Date and Venue Information:
11 November 2016

Title of Lecture:
"Two dimensional CdSe Quantum Well Nanoplatelets: Living Polymerization and Doping" by  Dr. Santanu Jana, Marie Curie Research Fellow, Laboratoire de Chimie, ENS de Lyon, France and Laboratoire de Physique des Solides, Universite Paris-Sud, France.

Colloidal nanoplatelets (NPLs), which are also known as colloidal quantum wells, have recently received much attention due to their outstanding optical properties such as tunable, very sharp (full-width at half-maximum ~8 nm) emission, faster carrier recombination than that of quantum dots and rods, and low-threshold lasing properties.

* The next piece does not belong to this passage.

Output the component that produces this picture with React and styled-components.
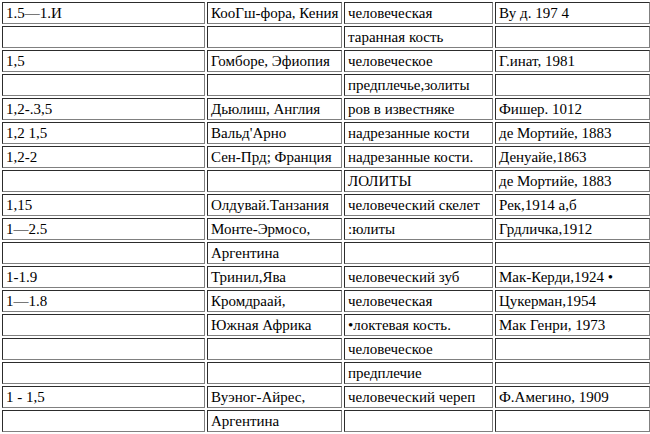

One of the current challenges is to self-assemble these colloidal quantum wells into large ordered structures to control their collective optical properties. This aspect is important in the perspective of exploiting the optical properties of NPL such as ultra-fast FRET, where accurate relative nanoparticle positioning is required. Here we demonstrate a simple strategy to induce the selfassembly of CdSe NPL into micron-long threads by adding small amounts of oleic acid (OA) to a NPL dispersion, followed by slow drying which behave like a polymer. The gap between NPLs’ is consisting and repeated along the longitudinal direction. Fine-tuning of the length of these nanoparticle polymers is achieved by varying the experimental conditions. These structures are flexible since they are composed of a single platelet in their lateral dimension and continuously break and reform in solution similar to living polymers formed by some surfactants. Optical fluorescence microscopy, transmission electron microscopy provide detailed structural characterization and show that threads can be composed by highly organized 100 to 1000 NPLs. Changing the size of the platelet we 1st time produce helical like assembly of NPLs by using excess capping agent and different drying process. We also extended our study of NPL assembly by using doping with Cu2+ in NPLs. Surprisingly after doping it gives emission in NIR region where the Stoke’s shift is very high ~150 nm and above. Due to higher emission efficiency and larger stock’s shift we use them for luminescent solar concentrator where this NP concentrator gave the solar output efficiency more than 7%.